Lana de Souza: É engraçado. Eu sou a pessoa que precisa sair da favela e viver fisicamente no centro, preciso conviver com pessoas na zona sul. Estou o tempo todo tentando entender o outro. Mas é difícil quando o outro não está disposto a sair da sua zona de conforto. Então não acho que exista uma disputa entre os dois lados, acho que existe uma falta de vivência. Nós estamos sempre nesse rolê de sair da favela e ir fazer algum corre fora, de conhecer pessoas que não são da favela e se relacionar tranquilamente. A gente sabe se relacionar com a galera que é de classe média alta, a gente sabe. O que eu sinto é que a maioria dessa galera não está disposta a se relacionar com quem é da periferia. Eu estava conversando com um amigo do trabalho e, quando a gente começou a conversar, ele disse que é muito fácil viver na zona sul. Ele nunca precisou sair do bairro dele para nada, só pra viajar. Então ele não vive isso, ele não sabe, não precisa ir até lá (na favela). E eu entendi o que ele quis dizer, é um outro campo de relação com a cidade.

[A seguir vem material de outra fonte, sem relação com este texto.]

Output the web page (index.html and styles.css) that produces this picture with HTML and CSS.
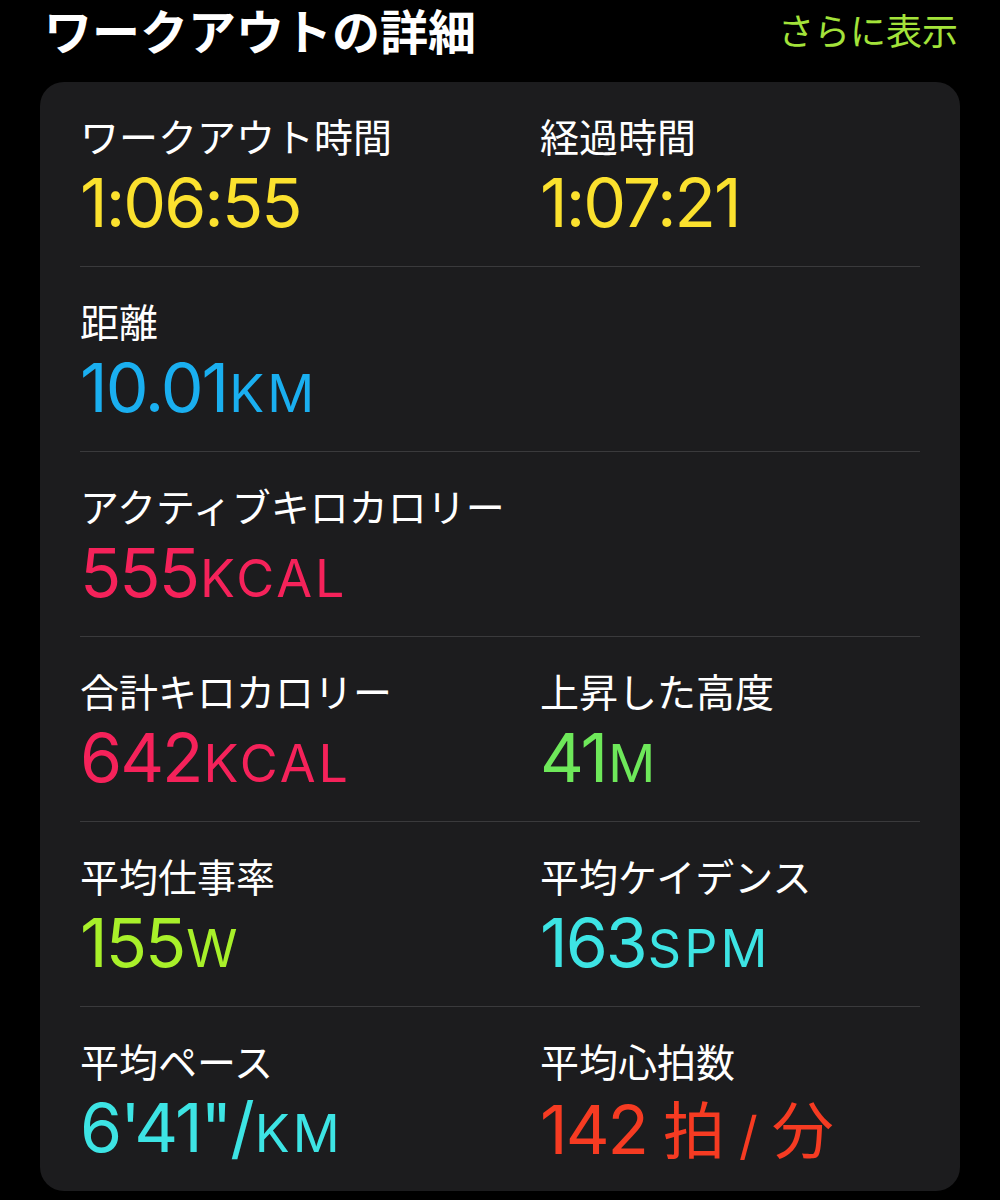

UV: Você acha que vivenciar o outro lado da cidade é uma forma de transformar nossos valores?
Lana de Souza: Olha, acho que não de transformar. Acho que é potencializar o quanto você acredita nos seus valores e ampliar a reflexão para quem está na outra ponta. É uma forma de chamar as pessoas na responsabilidade do que elas estão fazendo. Porque é irresponsável que a galera que tem vários privilégios não se permita conhecer outras realidades. Acho isso muito irresponsável. É irresponsável pela realidade que a gente vive no Rio de Janeiro, muito irresponsável pela forma que as pessoas recebem conteúdo da mídia e sentem-se saciadas com aquilo. Muito irresponsável que as pessoas não valorizem os meios de comunicação populares. Então, quando eu convivo com essas pessoas, valorizo ainda mais a minha realidade, valorizo ainda mais o que eu acredito. E, de alguma forma, acho que consigo provocar essa reflexão e fazer com que ampliem a visão sobre os valores da cidade. Porque ainda tem pessoas que fazem essa divisão entre favela e cidade. E a favela é a cidade. Se a gente precisa viver a cidade amplamente essa galera também precisa.
UV: E qual é a missão dos veículos independentes nessa missão
Lana de Souza: Acho que a nossa missão é produzir conteúdo que seja representativo para a nossa galera, não podemos focar apenas em disputar narrativa com a mídia tradicional. Temos que disputar, sim, mas também temos que produzir algo que faça sentido para a minha mãe, para o meu sobrinho. Quero que eles gostem de consumir o que fazemos. Então nossa missão é, além de produzir conteúdos como a grande imprensa, é produzir conteúdos que sejam pertencentes ao território e que dialoguem com a nossa realidade e os nossos desejos de comunicação. Gosto de programas de saúde, de moda, de estilo, porque não temos isso feito por pessoas da periferia? Tem a pauta da violência que atravessa a gente, mas a gente também precisa pensar nessa outra esfera. A gente tem um monte de matéria engavetada que não conseguimos colocar em prática, mas estes produtos também são importantes para a nossa realidade.